After attending college in Santa Barbara, Emerson returned to his old Sacramento stomping grounds in 1984 and joined True West, first as the drummer, but later as guitarist.  During his three-year stint with the band he appeared on the album Drifters (on drums), and then played guitar and wrote tunes for True West’s swansong, Hand of Fate.

“We toured the college circuit and caught the attention of R.E.M.’s Peter Buck when we played in Athens, Georgia, and we ended up opening for their Fables of the Reconstruction tour,” Emerson says. “We were true road warriors, touring across 45 states and 12 countries.”

After personnel changes led to the band’s demise, Emerson moved to New York City in 1988 looking to find new avenues of expression. Inspired in particular by a show at St. John the Divine Cathedral featuring the then-unsigned Shawn Colvin, Emerson began attending shows and performing at Greenwich Village open-mic sessions. He eventually found himself in the inner circle of veteran New York troubadour Jack Hardy’s informal West Village song swaps, a spawning ground for artists like Colvin, John Gorka, and Suzanne Vega.

“It was a temple for songwriting where people offered constructive criticism of the songs we each brought in,” Emerson says. “It was a time to get feedback and advice.” His efforts started gaining recognition, including an ASCAP songwriting award though his most evocative work, a stripped down duo album with cellist Peter Lewy inspired by Nick Drake’s sonic minimalism, was never released.

His six years in New York did yield other creative dividends however, most importantly Second Person, a feature film written and director by Emerson that was selected for the San Francisco International Film Festival. He also published a collection of poetry. But with daily life in the Big Apple wearing him down, Emerson decided to move back to the Bay Area, settling in Berkeley with his fiancée in 1994.
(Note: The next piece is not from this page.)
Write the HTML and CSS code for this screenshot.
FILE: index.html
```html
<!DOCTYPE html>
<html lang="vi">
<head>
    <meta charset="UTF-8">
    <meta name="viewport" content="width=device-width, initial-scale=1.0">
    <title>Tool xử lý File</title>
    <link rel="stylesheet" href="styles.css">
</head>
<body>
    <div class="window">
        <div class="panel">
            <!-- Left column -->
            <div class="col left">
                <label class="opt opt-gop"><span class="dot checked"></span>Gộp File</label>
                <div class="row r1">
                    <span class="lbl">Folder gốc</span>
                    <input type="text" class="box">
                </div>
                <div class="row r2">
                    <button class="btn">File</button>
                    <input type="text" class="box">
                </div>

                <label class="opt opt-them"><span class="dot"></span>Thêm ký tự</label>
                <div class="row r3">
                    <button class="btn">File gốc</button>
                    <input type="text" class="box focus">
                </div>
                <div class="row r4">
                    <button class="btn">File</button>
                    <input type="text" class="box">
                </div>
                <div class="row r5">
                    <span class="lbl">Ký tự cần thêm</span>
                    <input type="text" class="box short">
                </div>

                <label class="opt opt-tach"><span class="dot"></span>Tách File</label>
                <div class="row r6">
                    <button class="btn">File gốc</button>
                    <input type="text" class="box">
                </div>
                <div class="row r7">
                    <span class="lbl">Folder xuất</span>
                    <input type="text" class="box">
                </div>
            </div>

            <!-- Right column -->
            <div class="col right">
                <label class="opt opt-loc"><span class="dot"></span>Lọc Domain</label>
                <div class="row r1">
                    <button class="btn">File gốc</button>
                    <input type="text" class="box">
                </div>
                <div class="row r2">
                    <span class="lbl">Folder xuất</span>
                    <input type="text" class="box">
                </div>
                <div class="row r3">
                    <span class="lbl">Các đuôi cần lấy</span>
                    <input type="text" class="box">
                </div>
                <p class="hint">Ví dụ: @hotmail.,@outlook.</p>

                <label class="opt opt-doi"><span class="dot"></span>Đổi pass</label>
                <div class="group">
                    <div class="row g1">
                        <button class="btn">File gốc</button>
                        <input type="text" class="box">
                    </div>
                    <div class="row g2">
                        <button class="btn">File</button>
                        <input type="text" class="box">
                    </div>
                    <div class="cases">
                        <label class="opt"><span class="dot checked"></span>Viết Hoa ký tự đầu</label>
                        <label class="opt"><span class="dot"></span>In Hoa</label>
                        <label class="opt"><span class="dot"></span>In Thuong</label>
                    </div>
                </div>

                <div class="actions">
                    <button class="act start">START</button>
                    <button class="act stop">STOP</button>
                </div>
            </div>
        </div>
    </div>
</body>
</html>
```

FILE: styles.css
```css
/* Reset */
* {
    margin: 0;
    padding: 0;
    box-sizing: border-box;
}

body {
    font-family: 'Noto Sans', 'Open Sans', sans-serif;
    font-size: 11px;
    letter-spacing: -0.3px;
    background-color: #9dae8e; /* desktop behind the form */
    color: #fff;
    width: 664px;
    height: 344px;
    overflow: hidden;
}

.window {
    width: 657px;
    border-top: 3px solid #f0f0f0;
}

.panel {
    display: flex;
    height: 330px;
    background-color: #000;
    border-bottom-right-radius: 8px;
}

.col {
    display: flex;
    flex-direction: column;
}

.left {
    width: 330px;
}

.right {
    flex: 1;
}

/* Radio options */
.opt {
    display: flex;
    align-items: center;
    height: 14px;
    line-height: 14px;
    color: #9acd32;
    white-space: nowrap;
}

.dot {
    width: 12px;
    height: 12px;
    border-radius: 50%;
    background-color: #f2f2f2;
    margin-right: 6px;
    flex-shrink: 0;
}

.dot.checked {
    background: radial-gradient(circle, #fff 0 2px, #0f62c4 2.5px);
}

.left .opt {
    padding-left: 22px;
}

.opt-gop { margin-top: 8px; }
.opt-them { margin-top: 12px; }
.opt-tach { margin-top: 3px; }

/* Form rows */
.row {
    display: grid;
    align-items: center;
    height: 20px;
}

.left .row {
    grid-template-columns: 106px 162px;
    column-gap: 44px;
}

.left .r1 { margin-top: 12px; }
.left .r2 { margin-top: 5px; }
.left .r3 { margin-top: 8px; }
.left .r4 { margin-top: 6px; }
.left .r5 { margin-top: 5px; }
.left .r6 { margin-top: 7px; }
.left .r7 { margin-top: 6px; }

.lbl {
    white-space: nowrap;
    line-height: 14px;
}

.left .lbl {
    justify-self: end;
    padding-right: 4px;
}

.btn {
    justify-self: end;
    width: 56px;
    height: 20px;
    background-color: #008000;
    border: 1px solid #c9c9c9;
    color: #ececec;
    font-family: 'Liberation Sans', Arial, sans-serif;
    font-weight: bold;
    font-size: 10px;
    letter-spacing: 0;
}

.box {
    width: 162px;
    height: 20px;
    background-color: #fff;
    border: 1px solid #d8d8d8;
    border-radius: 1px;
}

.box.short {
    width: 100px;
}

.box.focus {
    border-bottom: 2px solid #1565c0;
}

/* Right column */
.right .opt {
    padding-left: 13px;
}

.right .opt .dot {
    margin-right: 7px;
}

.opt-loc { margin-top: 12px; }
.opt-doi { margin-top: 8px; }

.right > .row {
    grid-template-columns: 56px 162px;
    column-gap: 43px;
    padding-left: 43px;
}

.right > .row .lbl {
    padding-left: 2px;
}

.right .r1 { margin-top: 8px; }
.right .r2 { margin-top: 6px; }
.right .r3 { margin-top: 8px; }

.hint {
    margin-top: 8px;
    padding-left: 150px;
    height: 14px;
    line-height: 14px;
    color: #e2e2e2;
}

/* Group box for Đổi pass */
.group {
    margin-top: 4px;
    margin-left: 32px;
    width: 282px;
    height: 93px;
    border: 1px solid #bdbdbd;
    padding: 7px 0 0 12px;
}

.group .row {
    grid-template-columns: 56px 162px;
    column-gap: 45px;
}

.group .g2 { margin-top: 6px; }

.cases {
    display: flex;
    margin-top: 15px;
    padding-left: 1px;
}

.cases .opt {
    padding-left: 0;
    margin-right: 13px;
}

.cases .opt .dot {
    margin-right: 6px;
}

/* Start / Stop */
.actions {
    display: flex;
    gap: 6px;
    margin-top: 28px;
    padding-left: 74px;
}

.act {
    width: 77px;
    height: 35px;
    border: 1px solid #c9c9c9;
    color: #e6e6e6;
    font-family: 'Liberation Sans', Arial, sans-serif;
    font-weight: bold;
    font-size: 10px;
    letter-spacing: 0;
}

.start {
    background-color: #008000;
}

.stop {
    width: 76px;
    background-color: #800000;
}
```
The next year Emerson released his first solo album, Until, a captivating collection of songs featuring a cast of Bay Area jazz heavyweights. Described in Acoustic Guitar magazine as a project marked by “romantic yearnings and blue musing,” the album opened doors to important San Francisco venues like Café du Nord and Bruno’s where Emerson collaborated with stellar musicians such as Norah Jones bassist Lee Alexander, Tom Waits drummer Andy Borger, and Charlie Hunter and Ratdog saxophonist Dave Ellis.
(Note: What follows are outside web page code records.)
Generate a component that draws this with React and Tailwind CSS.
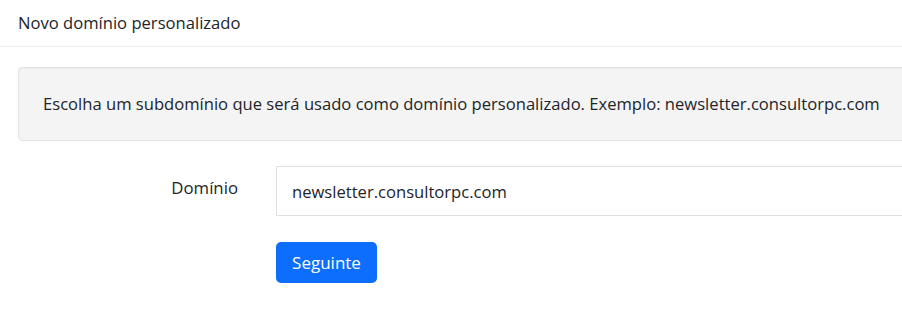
export default function App() {
  return (
    <div
      className="w-[902px] h-[313px] overflow-hidden bg-white text-[#212529]"
      style={{ fontFamily: '"Open Sans", "Liberation Sans", sans-serif' }}
    >
      <div className="w-[1000px]">
        <header className="h-[47px] border-b border-[#e9ecef] flex items-center px-[18px]">
          <h1 className="text-[16.6px] leading-none">Novo domínio personalizado</h1>
        </header>

        <div className="px-[18px] pt-[20px]">
          <div className="h-[74px] bg-[#f4f4f4] border border-[#e3e3e3] rounded flex items-center px-[24px] shadow-[inset_0_1px_2px_rgba(0,0,0,0.04)]">
            <p className="text-[16.6px]">
              Escolha um subdomínio que será usado como domínio personalizado. Exemplo: newsletter.consultorpc.com
            </p>
          </div>

          <form className="mt-[25px]">
            <div className="flex items-start">
              <label className="w-[220px] text-right pt-[9px] text-[16.8px]">Domínio</label>
              <div className="ml-[38px] flex-1">
                <input
                  defaultValue="newsletter.consultorpc.com"
                  className="w-full h-[50px] border border-[#dee2e6] px-[15px] text-[16.6px] text-[#212529] outline-none"
                />
              </div>
            </div>
            <div className="flex mt-[26px]">
              <div className="w-[258px]" />
              <button
                type="button"
                className="h-[41px] w-[101px] bg-[#0d6efd] text-white rounded-[5px] text-[17px]"
              >
                Seguinte
              </button>
            </div>
          </form>
        </div>
      </div>
    </div>
  )
}
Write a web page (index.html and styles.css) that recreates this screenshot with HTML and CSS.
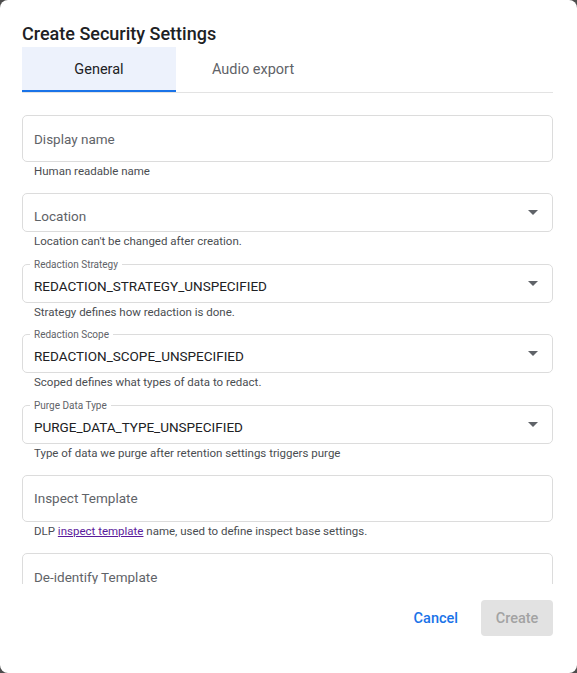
FILE: index.html
```html
<!DOCTYPE html>
<html lang="en">
<head>
<meta charset="utf-8">
<title>Create Security Settings</title>
<link rel="stylesheet" href="styles.css">
</head>
<body>
<div class="dialog">
  <h2 class="title">Create Security Settings</h2>
  <div class="tabs">
    <div class="tab active">General</div>
    <div class="tab">Audio export</div>
  </div>
  <div class="content">
    <div class="field">
      <div class="box box-input"><span class="placeholder">Display name</span></div>
      <div class="hint">Human readable name</div>
    </div>
    <div class="field">
      <div class="box box-select"><span class="placeholder placeholder-select">Location</span><span class="arrow"></span></div>
      <div class="hint">Location can't be changed after creation.</div>
    </div>
    <div class="field">
      <div class="box box-select">
        <span class="float-label">Redaction Strategy</span>
        <span class="value">REDACTION_STRATEGY_UNSPECIFIED</span><span class="arrow"></span>
      </div>
      <div class="hint">Strategy defines how redaction is done.</div>
    </div>
    <div class="field">
      <div class="box box-select">
        <span class="float-label">Redaction Scope</span>
        <span class="value">REDACTION_SCOPE_UNSPECIFIED</span><span class="arrow"></span>
      </div>
      <div class="hint">Scoped defines what types of data to redact.</div>
    </div>
    <div class="field">
      <div class="box box-select">
        <span class="float-label">Purge Data Type</span>
        <span class="value">PURGE_DATA_TYPE_UNSPECIFIED</span><span class="arrow"></span>
      </div>
      <div class="hint">Type of data we purge after retention settings triggers purge</div>
    </div>
    <div class="field">
      <div class="box box-input"><span class="placeholder">Inspect Template</span></div>
      <div class="hint">DLP <a class="link" href="#">inspect template</a> name, used to define inspect base settings.</div>
    </div>
    <div class="field">
      <div class="box box-input"><span class="placeholder">De-identify Template</span></div>
    </div>
  </div>
  <div class="actions">
    <button class="btn btn-text" type="button">Cancel</button>
    <button class="btn btn-filled" type="button" disabled>Create</button>
  </div>
</div>
</body>
</html>
```
FILE: styles.css
```css
* { box-sizing: border-box; }
html, body { margin: 0; padding: 0; }
body {
  background: #4d4d4d;
  font-family: Roboto, "Liberation Sans", Arial, sans-serif;
  color: #202124;
}
.dialog {
  width: 577px;
  height: 673px;
  background: #ffffff;
  border-radius: 8px;
  padding: 22px 24px 0 22px;
  display: flex;
  flex-direction: column;
}
.title {
  margin: 0 0 1px 0;
  font-size: 18px;
  line-height: 24px;
  font-weight: 500;
  color: #202124;
}
.tabs {
  display: flex;
  border-bottom: 1px solid #e3e3e3;
}
.tab {
  width: 154px;
  height: 45px;
  display: flex;
  align-items: center;
  justify-content: center;
  font-size: 14.5px;
  font-weight: 400;
  color: #5f6368;
}
.tab.active {
  background: #edf2fc;
  color: #202124;
  box-shadow: inset 0 -2px 0 #1a73e8;
}
.content {
  height: 491px;
  overflow: hidden;
  padding-top: 22px;
  display: flex;
  flex-direction: column;
  gap: 14.4px;
}
.field { display: flex; flex-direction: column; flex-shrink: 0; }
.box {
  position: relative;
  border: 1px solid #dcdcdc;
  border-radius: 5px;
  display: flex;
  align-items: center;
  padding: 0 14px 0 11px;
  font-size: 13.5px;
}
.box-input { height: 47px; }
.box-select { height: 39px; }
.placeholder { color: #5f6368; line-height: 20px; }
.placeholder-select { padding-top: 7px; }
.value { flex: 1; color: #202124; padding-top: 5px; line-height: 20px; }
.arrow {
  margin-left: auto;
  width: 0;
  height: 0;
  border-left: 5px solid transparent;
  border-right: 5px solid transparent;
  border-top: 5px solid #5f6368;
}
.float-label {
  position: absolute;
  left: 7px;
  top: -7px;
  padding: 0 4px;
  background: #ffffff;
  font-size: 10px;
  line-height: 13px;
  color: #5f6368;
}
.hint {
  padding: 1px 12px 0 12px;
  font-size: 11.5px;
  line-height: 16px;
  color: #4a4d51;
}
.link { color: #5b1a9c; text-decoration: underline; }
.actions {
  display: flex;
  justify-content: flex-end;
  align-items: flex-start;
  gap: 13px;
  padding-top: 16px;
}
.btn {
  font-family: Roboto, "Liberation Sans", Arial, sans-serif;
  height: 36px;
  border: none;
  border-radius: 4px;
  font-size: 14.5px;
  font-weight: 500;
  padding: 0 10px;
  min-width: 64px;
}
.btn-text { background: transparent; color: #1a73e8; }
.btn-filled { background: #e2e2e2; color: #a3a3a3; width: 72px; }
```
The creative ferment of this period led to Emerson’s 2000 album, Set in Motion, a blend of ‘60s cool jazz and ‘70s soul that received widespread acclaim, including a description in SF Weekly that likened the slinky sound to the “early ‘70s soul of Al Green,” while noting that it’s “Emerson’s voice that makes the music intimate and inescapable.”

These days Emerson finds inspiration close to the home he shares with his wife, designer Erica Tanov, and their two children. Accompanying himself on acoustic guitar, he delivers his spare, telegraphic melodies with his appealingly reedy tenor. His lyrics aren’t so much confessional as closely observed, detailing the pleasures and pains that come with maturity. He documented the new material on his most recent album, Song of Love, a ballad-laden session he recorded in his home studio.

The hard-won self-knowledge that suffuses his music informs every project he works on. After a long, meandering creative journey, Emerson approaches each new musical undertaking as a quest for the ideal melodic phrase, the most expressive groove, or the perfect chord. Precise but unfussy, stylistically open-minded and equipped for unabashed lyricism and unfettered thrash, Emerson is a composer for all seasons.